But I’ve never had that same reassurance God gave Noah. I’ve never been promised that my personal storm wouldn’t be repeated.
My first so-called “rainbow baby ” after Scarlett didn’t make it. My “rainbow baby” after Oliver didn’t live either. My “rainbow baby” after Ruby is now strong and full term and already engaged in my birth canal; he’s hiccupping as I write. But as long as I mother on this earth I have no guarantees that calamity will stay away from my family. I might view rainbows as a lovely reminder that this particular personal storm is over… but they in no way carry with them reassurance that another devastating storm isn’t around the corner. The metaphor is flawed for me and I’m okay with that. I don’t have to use it to appreciate the gift this child is.
My son is not my rainbow baby.
He’s my son — wholly and completely loved… just as my other babies are wholly and completely loved, though absent from our home. This child ready to join us in the outside world doesn’t replace them, he doesn’t make up for the heartbreak of death and loss and grief. Love doesn’t work that way. Love stands on its own while also bringing all things together. (That, friends, is a true miracle.)
Miscarriages ensured I lost a certain innocence about pregnancy that I carried before. They also ensured I wouldn’t take cover under false promises or assume that life will turn out as expected. I am not entitled to happy endings, nor am I ungrateful for them when they come. If anything, suffering has made me appreciate joy more… but I will not demand it more. I can’t. I know too much.

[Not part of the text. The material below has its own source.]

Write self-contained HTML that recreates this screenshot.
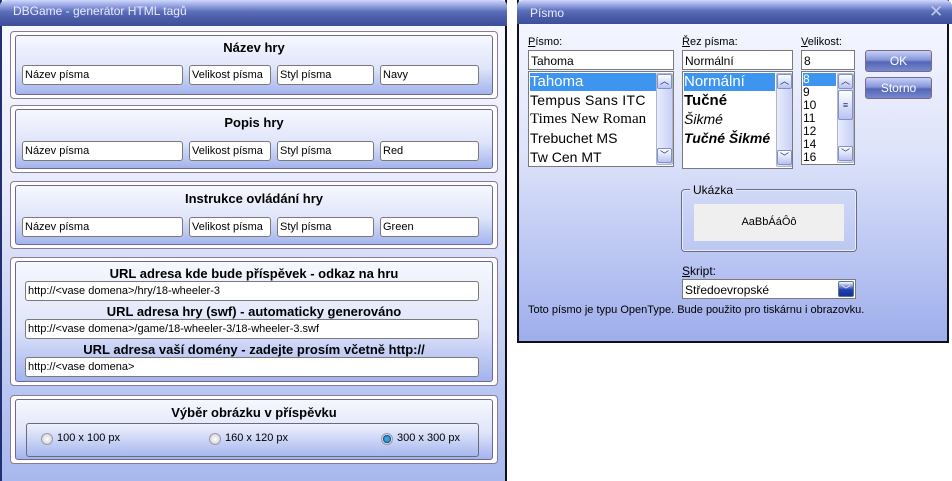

I don’t “deserve” this baby or this happiness. I receive him and this happiness with arms and heart wide open. I open the gift with gratitude and — hopefully — I embrace it with the measure of wonder and humility the gift warrants. There’s no assurance my life will never be flooded again, but I’ve made peace with that and I choose to see and absorb the beauty anyway. I don’t need storms or clear skies to find rainbows anymore. I’m less interested in formulas and more interested [in] discovering hope in whatever form it decides to take.
Believe me, I realize my rejection of the “rainbow baby” term could sound negative. Perhaps it might make others uncomfortable to hear a hopeful person say things that could be interpreted as doom and gloom when I talk about the possibilities of more storms to come. But the way I see it, it’s not distain. Rather, it’s a depth of hope and trust that comes not in spite of the risks but because of them.
I have seen the faithfulness of God in the midst of the storm — while in the eye of it surrounded by eerie silence yet thankful to realize I’m still alive, and also while tossed in the fray of it, gulping and gasping for a lifeline, wondering if a rescue boat will come before I drown. I’ve also seen it while safely back on shore, recovering under a blanket and wrapped in the comfort of love and sustaining grace.
There he is — God faithful within it all. (It’s who he is. He can’t not be.)